UNE CERTAINE 'OPACITÉ'
     De son côté, l'IRSN procède chaque année à 30.000 prélèvements dans 600 points du territoire national. Les trois quarts de ces analyses portent sur les aérosols (poussières atmosphériques), la pollution radioactive de l'air étant considérée comme le risque majeur. Les autres prélèvements sont faits dans les rivières, ou sur des végétaux ou des produits tests (herbes, mousses, blé, lait). Dans le même temps, les 180 balises du réseau Téléray, qui mesurent en permanence le niveau de radioactivité dans l'air ambiant, fournissent 19 millions de mesures par an. Elles sont complétées par quelques stations de mesures des eaux fluviales et des bassins d'épuration.

     Mais l'Institut ne s'intéresse que "très peu" aux nappes phréatiques, reconnaît Didier Champion. Il ne suit que 16 sites (dont celui du Tricastin), sur lesquels il n'effectue que 114 prélèvements par an. Une goutte d'eau, en comparaison du réseau hydrographique souterrain. En outre, certains de ces sites, dont le choix est lié à des "raisons historiques", ne comptent pas parmi les plus significatifs. Ce désintérêt peut s'expliquer par le fait que les exploitants ne sont pas autorisés à rejeter des effluents dans les eaux profondes, qui ne devraient donc théoriquement pas être contaminées. Et qu'en cas d'accident, les nappes ne sont pas immédiatement atteintes, ce qui laisse le temps de déployer les moyens d'analyse nécessaires.

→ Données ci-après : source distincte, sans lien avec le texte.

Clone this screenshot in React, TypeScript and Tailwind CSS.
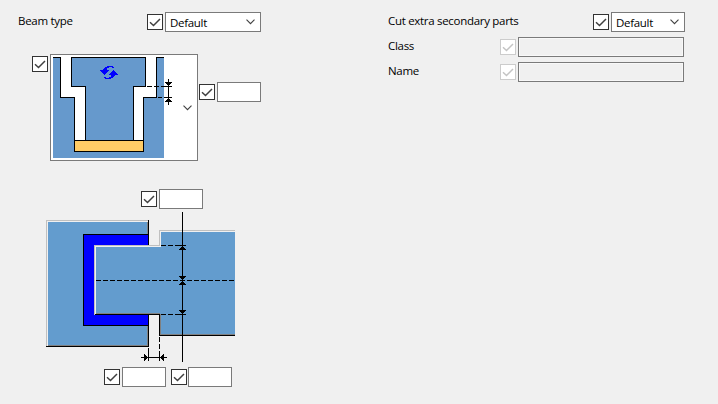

     Les exploitants sont toutefois tenus de surveiller les nappes situées sous leurs installations. Mais les résultats, communiqués à l'Autorité de sûreté nucléaire (ASN), ne le sont pas à l'IRSN. Une 'anomalie' qui, aux yeux de Didier Champion, contribue à une certaine 'opacité'.Un remède devrait y être apporté avec la création, à partir de janvier 2009, d'un réseau national de mesure de la radioactivité dans l'environnement. Géré par l'IRSN, il centralisera toutes les mesures émanant des exploitants comme des services de l'Etat.
     L'institut n'envisage pourtant pas de mettre en place une surveillance systématique des nappes phréatiques. "Ce serait déraisonnable, pour des raisons de moyens, estime Didier Champion. Les eaux souterraines ont un comportement complexe et fluctuant. Il ne suffit pas d'effectuer quelques mesures ponctuelles pour statuer sur leur qualité."
     Pour répondre à la demande ministérielle, l'IRSN a entrepris l'inventaire de toutes les données dont disposent déjà les exploitants, accompagné du recensement des stockages de déchets radioactifs, actuels ou passés, d'où des radionucléides pourraient ou auraient pu migrer vers le sous-sol. "Cet état des lieux permettra de déterminer les nappes qui présentent un marquage radioactif et demandent une attention particulière. Le Haut Comité fera ensuite des recommandations au ministre. Ce sera alors à lui de décider d'une surveillance renforcée", indique l'institut.
     Au-delà des seules nappes phréatiques, Didier Champion juge nécessaire "une évaluation de la pertinence du dispositif global de surveillance des sites nucléaires". Tout aussi important, pense-t-il, est de mettre à la disposition du public "des informations faciles à interpréter, notamment en termes de risques sanitaires". "Pour l'IRSN, ce n'est pas un été de tout repos, commente le directeur de l'environnement de cet institut. Tout le monde, même les chercheurs, est mobilisé pour cette mission."
Pierre Le Hir
Les vigiles du nucléaire
ASN
     L'Autorité de sûreté nucléaire est le 'gendarme' des industries de l'atome, chargé par l'Etat du contrôle de la sûreté et de la radioprotection. Moyens: 400 agents, 11 délégations territoriales, 50 millions € de budget.
IRSN
     L'Institut de radioprotection et de sûreté nucléaire, placé sous la tutelle des ministères de l'environnement, de la santé, de l'industrie, de la recherche et de la défense, assure l'expertise et la recherche sur les risques nucléaires. Moyens: 1.600 agents, 11 implantations régionales, 275 millions € de budget.
CRIIRAD
     La Commission de recherche et d'information indépendantes sur la radioactivité, créée après l'accident de Tchernobyl et dotée de son propre laboratoire d'analyses, joue un rôle de contre-pouvoir. Moyens:13 salariés, 4.000 adhérents, 675.000 € de budget.